February 16, 2023

Ninth Circuit Upholds Injunction Blocking a California Law That Would Have Severely Limited Employment Arbitration Agreements

Yesterday, a Ninth Circuit panel sided with a coalition of business groups to affirm a preliminary injunction that stopped California state officials from enforcing California’s AB 51, a 2019 law that would have effectively prevented the formation of employment arbitration agreements in California. (Mayer Brown lawyers, including the authors of this Legal Update, filed the lawsuit on behalf of the U.S. Chamber of Commerce and the California Chamber of Commerce and led briefing and argument in the Ninth Circuit.) 
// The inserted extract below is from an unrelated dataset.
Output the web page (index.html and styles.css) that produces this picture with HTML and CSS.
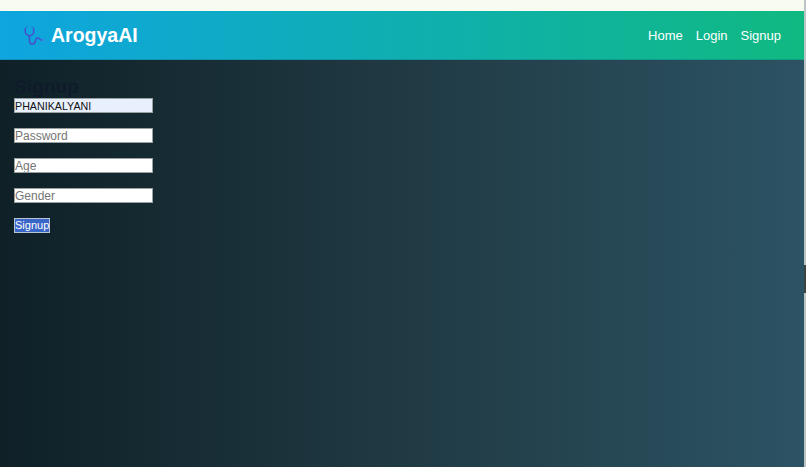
FILE: index.html
```html
<!DOCTYPE html>
<html lang="en">
<head>
<meta charset="utf-8">
<title>ArogyaAI</title>
<link rel="stylesheet" href="styles.css">
</head>
<body>
<div class="page">
  <div class="topstrip"></div>
  <header class="navbar">
    <div class="brand">
      <svg class="logo" viewBox="0 0 22 20" fill="none" stroke="#4552cc" stroke-width="1.600" stroke-linecap="round" stroke-linejoin="round">
        <path d="M2.300 3.500v3a4.200 4.200 0 0 0 8.400 0v-3"/>
        <path d="M6.500 10.700v5c0 4.500 5.500 4.500 6 0c.4-3 3-3.500 4.500-1.500c.6.800 1.300 1 2 .7"/>
        <path d="M4.200 2h-1M9.800 2h-1" stroke="#1f7fd8"/>
        <circle cx="20.300" cy="15" r="1" stroke="#2f8fe0"/>
      </svg>
      <span class="brand-name">ArogyaAI</span>
    </div>
    <nav class="links">
      <a href="#">Home</a>
      <a href="#">Login</a>
      <a href="#">Signup</a>
    </nav>
  </header>
  <main class="content">
    <h2 class="title">Signup</h2>
    <form class="form">
      <input class="field filled" type="text" value="PHANIKALYANI">
      <input class="field" type="password" placeholder="Password">
      <input class="field" type="text" placeholder="Age">
      <input class="field" type="text" placeholder="Gender">
      <button class="submit" type="button">Signup</button>
    </form>
  </main>
  <div class="edge-mark"></div>
</div>
</body>
</html>
```
FILE: styles.css
```css
html, body {
  margin: 0;
  padding: 0;
  height: 100%;
  overflow: hidden;
}
body {
  font-family: "Liberation Sans", Arial, sans-serif;
}
.page {
  position: relative;
  display: flex;
  flex-direction: column;
  width: 806px;
  height: 467px;
  box-sizing: border-box;
  border-right: 2px solid #bcc4c8;
}
.edge-mark {
  position: absolute;
  right: -2px;
  top: 265px;
  width: 2px;
  height: 28px;
  background: #3b4347;
}
.topstrip {
  height: 11px;
  background: #f8fbf0;
}
.navbar {
  height: 49px;
  box-sizing: border-box;
  display: flex;
  align-items: center;
  justify-content: space-between;
  padding: 0 23px;
  background: linear-gradient(90deg, #0ea5e0, #10b981);
  border-bottom: 1px solid rgba(20, 110, 130, 0.35);
}
.brand {
  display: flex;
  align-items: center;
  gap: 6px;
}
.logo {
  width: 22px;
  height: 20px;
}
.brand-name {
  color: #fff;
  font-size: 19.500px;
  font-weight: 700;
}
.links {
  display: flex;
  gap: 13px;
}
.links a {
  color: #fff;
  text-decoration: none;
  font-size: 13px;
}
.content {
  flex: 1;
  padding: 16px 14px 0;
  background: linear-gradient(90deg, #0f2027, #203a43 50%, #2c5364);
}
.title {
  margin: 0;
  height: 22px;
  font-size: 19.200px;
  line-height: 22px;
  font-weight: 700;
  color: #0f1a2a;
}
.form {
  display: flex;
  flex-direction: column;
  align-items: flex-start;
  gap: 15px;
}
.field {
  width: 139px;
  height: 15px;
  box-sizing: border-box;
  margin: 0;
  padding: 0;
  border: 1px solid #9aa1a3;
  background: #fff;
  font-family: "Liberation Sans", Arial, sans-serif;
  font-size: 12px;
  color: #111;
}
.field::placeholder {
  color: #757575;
}
.filled {
  background: #e8f0fe;
  font-size: 10.700px;
}
.submit {
  width: 36px;
  height: 15px;
  box-sizing: border-box;
  margin: 0;
  padding: 0;
  border: 1px solid #b9c3d6;
  background: #3a66c8;
  color: #fff;
  font-family: "Liberation Sans", Arial, sans-serif;
  font-size: 11px;
  line-height: 11px;
}
```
If AB 51 had been allowed to go into effect, the law would have imposed criminal and civil penalties on businesses offering to enter into arbitration agreements—whether as a condition of employment or on an opt-out basis. The business group plaintiffs argued that AB 51 is preempted by the Federal Arbitration Act (“FAA”), and the coalition persuaded the district court to issue a temporary restraining order and preliminary injunction against the law. 

On appeal, a divided Ninth Circuit panel initially reversed in part, concluding that California could evade FAA preemption by regulating the formation or attempted formation of arbitration agreements so long as it did not prevent the enforcement of an arbitration agreement once formed. After the business groups sought rehearing by the Ninth Circuit en banc, the panel withdrew its opinion and yesterday replaced it with a new opinion reaching the opposite result.

In the new opinion, the Ninth Circuit panel, by a 2-1 vote, held that the FAA “applies to state rules that prevent parties from entering into arbitration agreements in the first place.” The Ninth Circuit further “agree[d] with our sister circuits that the FAA preempts a state rule that discriminates against arbitration by discouraging or prohibiting the formation of an arbitration agreement.” “AB 51’s penalty-based scheme to inhibit arbitration agreements before they are formed,“ the court said, reflects the type of hostility to arbitration “that the FAA was enacted to overcome.” The panel concluded: “Because the FAA’s purpose is to further Congress’s policy of encouraging arbitration, and AB 51 stands as an obstacle to that purpose, AB 51 is therefore preempted.”  

The opinion was authored by Judge Sandra Ikuta, who had dissented from the panel’s initial ruling; notably, she was joined by Judge William Fletcher, who had initially voted to uphold the law but changed his vote on rehearing. The dissent was written by Judge Carlos Lucero, a visiting judge from the Tenth Circuit sitting by designation.

This decision eliminates the considerable uncertainty about the use of arbitration to resolve employment disputes that had been caused by the enactment of AB 51 and makes clear that California may not circumvent the FAA’s requirement that arbitration agreements be enforced by trying to block their formation on the front end.